Do this ::
Transcribe the material in full. Nothing should differ except that the pictures are left out.

------ Dataset excerpt ------

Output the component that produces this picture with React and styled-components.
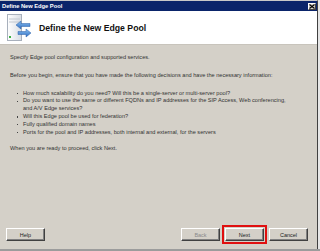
import React from "react";
import styled, { createGlobalStyle } from "styled-components";

const GlobalStyle = createGlobalStyle`
  html, body {
    margin: 0;
    padding: 0;
    background: #e6e6e6;
  }
  body {
    font-family: "Liberation Sans", Arial, sans-serif;
  }
`;

const bullets = [
  "How much scalability do you need? Will this be a single-server or multi-server pool?",
  "Do you want to use the same or different FQDNs and IP addresses for the SIP Access, Web conferencing,\nand A/V Edge services?",
  "Will this Edge pool be used for federation?",
  "Fully qualified domain names",
  "Ports for the pool and IP addresses, both internal and external, for the servers",
];

const App = () => {
  return (
    <>
      <GlobalStyle />
      <Frame>
        <Window>
          <TitleBar>
            <TitleText>Define New Edge Pool</TitleText>
            <CloseBtn>
              <svg width="6" height="5" viewBox="0 0 6 5">
                <path d="M0.5 0.5 L5.5 4.5 M5.5 0.5 L0.5 4.5" stroke="#000" strokeWidth="1.1" />
              </svg>
            </CloseBtn>
          </TitleBar>
          <Header>
            <PoolIcon />
            <HeaderTitle>Define the New Edge Pool</HeaderTitle>
          </Header>
          <Body>
            <Para>Specify Edge pool configuration and supported services.</Para>
            <Para>
              Before you begin, ensure that you have made the following decisions and have the necessary information:
            </Para>
            <List>
              {bullets.map((b, i) => (
                <Item key={i}>{b}</Item>
              ))}
            </List>
            <Para>When you are ready to proceed, click Next.</Para>
          </Body>
          <Footer>
            <Button>Help</Button>
            <Spacer />
            <Button disabled>Back</Button>
            <Highlight>
              <Button>Next</Button>
            </Highlight>
            <Button>Cancel</Button>
          </Footer>
        </Window>
        <BottomBand />
      </Frame>
    </>
  );
};

const PoolIcon = () => (
  <svg width="26" height="28" viewBox="0 0 26 28">
    <defs>
      <linearGradient id="srv" x1="0" x2="1" y1="0" y2="0">
        <stop offset="0" stopColor="#ffffff" />
        <stop offset="1" stopColor="#d8dde4" />
      </linearGradient>
      <linearGradient id="arr" x1="0" x2="0" y1="0" y2="1">
        <stop offset="0" stopColor="#8cc0f0" />
        <stop offset="1" stopColor="#2f6fc4" />
      </linearGradient>
    </defs>
    <rect x="1.5" y="0.5" width="14" height="26" fill="url(#srv)" stroke="#a8b0bc" />
    <line x1="3" y1="5" x2="14" y2="5" stroke="#c2c8d0" />
    <line x1="3" y1="8" x2="14" y2="8" stroke="#c2c8d0" />
    <rect x="3" y="22" width="2" height="2" fill="#3cb043" />
    <path d="M10 11 L15 7 L15 9.5 L24 9.5 L24 12.5 L15 12.5 L15 15 Z" fill="url(#arr)" stroke="#2a5ea8" strokeWidth="0.5" />
    <path d="M25 19 L20 15 L20 17.5 L12 17.5 L12 20.5 L20 20.5 L20 23 Z" fill="url(#arr)" stroke="#2a5ea8" strokeWidth="0.5" />
  </svg>
);

const Frame = styled.div`
  width: 320px;
  height: 251px;
  display: flex;
  flex-direction: column;
  overflow: hidden;
`;

const Window = styled.div`
  width: 317px;
  flex: 1;
  display: flex;
  flex-direction: column;
  background: #d4d0c8;
  border-right: 1px solid #404040;
  border-top: 1px solid #c8c8c8;
  min-height: 0;
`;

const TitleBar = styled.div`
  height: 10px;
  background: #0a246a;
  display: flex;
  align-items: center;
  padding: 0 1px 0 2px;
`;

const TitleText = styled.span`
  flex: 1;
  color: #fff;
  font-weight: bold;
  font-size: 5.8px;
  letter-spacing: -0.05px;
`;

const CloseBtn = styled.div`
  width: 8px;
  height: 7px;
  background: #d4d0c8;
  border: 1px solid;
  border-color: #fff #404040 #404040 #fff;
  box-sizing: border-box;
  display: flex;
  align-items: center;
  justify-content: center;
`;

const Header = styled.div`
  height: 33px;
  background: #fff;
  display: flex;
  align-items: center;
  gap: 7px;
  padding-left: 6px;
  border-bottom: 1px solid #c8c4bc;
`;

const HeaderTitle = styled.div`
  font-size: 8.7px;
  font-weight: bold;
  color: #111;
  margin-top: 1px;
`;

const Body = styled.div`
  flex: 1;
  padding: 9px 8px 0 10px;
  font-size: 5.6px;
  line-height: 7.8px;
  color: #333;
`;

const Para = styled.p`
  margin: 0 0 10px 0;
`;

const List = styled.ul`
  margin: 0 0 9px 0;
  padding: 0 0 0 13px;
  list-style: none;
`;

const Item = styled.li`
  position: relative;
  white-space: pre-line;
  &::before {
    content: "";
    position: absolute;
    left: -6px;
    top: 3.4px;
    width: 1.2px;
    height: 1.2px;
    background: #444;
  }
`;

const Footer = styled.div`
  display: flex;
  align-items: center;
  gap: 3px;
  padding: 0 9px 5px 6px;
`;

const Spacer = styled.div`
  flex: 1;
`;

const Button = styled.button`
  width: 39px;
  height: 13px;
  box-sizing: border-box;
  padding: 0;
  background: #d4d0c8;
  border: 1px solid;
  border-color: #fff #404040 #404040 #fff;
  box-shadow: inset -1px -1px 0 #808080;
  font-family: "Liberation Sans", Arial, sans-serif;
  font-size: 5.5px;
  color: ${(p) => (p.disabled ? "#8a8a8a" : "#222")};
`;

const Highlight = styled.div`
  display: flex;
  padding: 1px;
  border: 2px solid #e01010;
  margin: 0 -1px;
`;

const BottomBand = styled.div`
  height: 2px;
  background: #9c9c9c;
`;

export default App;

------

Response to this task ::
Output the component that produces this picture with React and styled-components.
import React from "react";
import styled, { createGlobalStyle } from "styled-components";

const GlobalStyle = createGlobalStyle`
  html, body {
    margin: 0;
    padding: 0;
    background: #e6e6e6;
  }
  body {
    font-family: "Liberation Sans", Arial, sans-serif;
  }
`;

const bullets = [
  "How much scalability do you need? Will this be a single-server or multi-server pool?",
  "Do you want to use the same or different FQDNs and IP addresses for the SIP Access, Web conferencing,\nand A/V Edge services?",
  "Will this Edge pool be used for federation?",
  "Fully qualified domain names",
  "Ports for the pool and IP addresses, both internal and external, for the servers",
];

const App = () => {
  return (
    <>
      <GlobalStyle />
      <Frame>
        <Window>
          <TitleBar>
            <TitleText>Define New Edge Pool</TitleText>
            <CloseBtn>
              <svg width="6" height="5" viewBox="0 0 6 5">
                <path d="M0.5 0.5 L5.5 4.5 M5.5 0.5 L0.5 4.5" stroke="#000" strokeWidth="1.1" />
              </svg>
            </CloseBtn>
          </TitleBar>
          <Header>
            <PoolIcon />
            <HeaderTitle>Define the New Edge Pool</HeaderTitle>
          </Header>
          <Body>
            <Para>Specify Edge pool configuration and supported services.</Para>
            <Para>
              Before you begin, ensure that you have made the following decisions and have the necessary information:
            </Para>
            <List>
              {bullets.map((b, i) => (
                <Item key={i}>{b}</Item>
              ))}
            </List>
            <Para>When you are ready to proceed, click Next.</Para>
          </Body>
          <Footer>
            <Button>Help</Button>
            <Spacer />
            <Button disabled>Back</Button>
            <Highlight>
              <Button>Next</Button>
            </Highlight>
            <Button>Cancel</Button>
          </Footer>
        </Window>
        <BottomBand />
      </Frame>
    </>
  );
};

const PoolIcon = () => (
  <svg width="26" height="28" viewBox="0 0 26 28">
    <defs>
      <linearGradient id="srv" x1="0" x2="1" y1="0" y2="0">
        <stop offset="0" stopColor="#ffffff" />
        <stop offset="1" stopColor="#d8dde4" />
      </linearGradient>
      <linearGradient id="arr" x1="0" x2="0" y1="0" y2="1">
        <stop offset="0" stopColor="#8cc0f0" />
        <stop offset="1" stopColor="#2f6fc4" />
      </linearGradient>
    </defs>
    <rect x="1.5" y="0.5" width="14" height="26" fill="url(#srv)" stroke="#a8b0bc" />
    <line x1="3" y1="5" x2="14" y2="5" stroke="#c2c8d0" />
    <line x1="3" y1="8" x2="14" y2="8" stroke="#c2c8d0" />
    <rect x="3" y="22" width="2" height="2" fill="#3cb043" />
    <path d="M10 11 L15 7 L15 9.5 L24 9.5 L24 12.5 L15 12.5 L15 15 Z" fill="url(#arr)" stroke="#2a5ea8" strokeWidth="0.5" />
    <path d="M25 19 L20 15 L20 17.5 L12 17.5 L12 20.5 L20 20.5 L20 23 Z" fill="url(#arr)" stroke="#2a5ea8" strokeWidth="0.5" />
  </svg>
);

const Frame = styled.div`
  width: 320px;
  height: 251px;
  display: flex;
  flex-direction: column;
  overflow: hidden;
`;

const Window = styled.div`
  width: 317px;
  flex: 1;
  display: flex;
  flex-direction: column;
  background: #d4d0c8;
  border-right: 1px solid #404040;
  border-top: 1px solid #c8c8c8;
  min-height: 0;
`;

const TitleBar = styled.div`
  height: 10px;
  background: #0a246a;
  display: flex;
  align-items: center;
  padding: 0 1px 0 2px;
`;

const TitleText = styled.span`
  flex: 1;
  color: #fff;
  font-weight: bold;
  font-size: 5.8px;
  letter-spacing: -0.05px;
`;

const CloseBtn = styled.div`
  width: 8px;
  height: 7px;
  background: #d4d0c8;
  border: 1px solid;
  border-color: #fff #404040 #404040 #fff;
  box-sizing: border-box;
  display: flex;
  align-items: center;
  justify-content: center;
`;

const Header = styled.div`
  height: 33px;
  background: #fff;
  display: flex;
  align-items: center;
  gap: 7px;
  padding-left: 6px;
  border-bottom: 1px solid #c8c4bc;
`;

const HeaderTitle = styled.div`
  font-size: 8.7px;
  font-weight: bold;
  color: #111;
  margin-top: 1px;
`;

const Body = styled.div`
  flex: 1;
  padding: 9px 8px 0 10px;
  font-size: 5.6px;
  line-height: 7.8px;
  color: #333;
`;

const Para = styled.p`
  margin: 0 0 10px 0;
`;

const List = styled.ul`
  margin: 0 0 9px 0;
  padding: 0 0 0 13px;
  list-style: none;
`;

const Item = styled.li`
  position: relative;
  white-space: pre-line;
  &::before {
    content: "";
    position: absolute;
    left: -6px;
    top: 3.4px;
    width: 1.2px;
    height: 1.2px;
    background: #444;
  }
`;

const Footer = styled.div`
  display: flex;
  align-items: center;
  gap: 3px;
  padding: 0 9px 5px 6px;
`;

const Spacer = styled.div`
  flex: 1;
`;

const Button = styled.button`
  width: 39px;
  height: 13px;
  box-sizing: border-box;
  padding: 0;
  background: #d4d0c8;
  border: 1px solid;
  border-color: #fff #404040 #404040 #fff;
  box-shadow: inset -1px -1px 0 #808080;
  font-family: "Liberation Sans", Arial, sans-serif;
  font-size: 5.5px;
  color: ${(p) => (p.disabled ? "#8a8a8a" : "#222")};
`;

const Highlight = styled.div`
  display: flex;
  padding: 1px;
  border: 2px solid #e01010;
  margin: 0 -1px;
`;

const BottomBand = styled.div`
  height: 2px;
  background: #9c9c9c;
`;

export default App;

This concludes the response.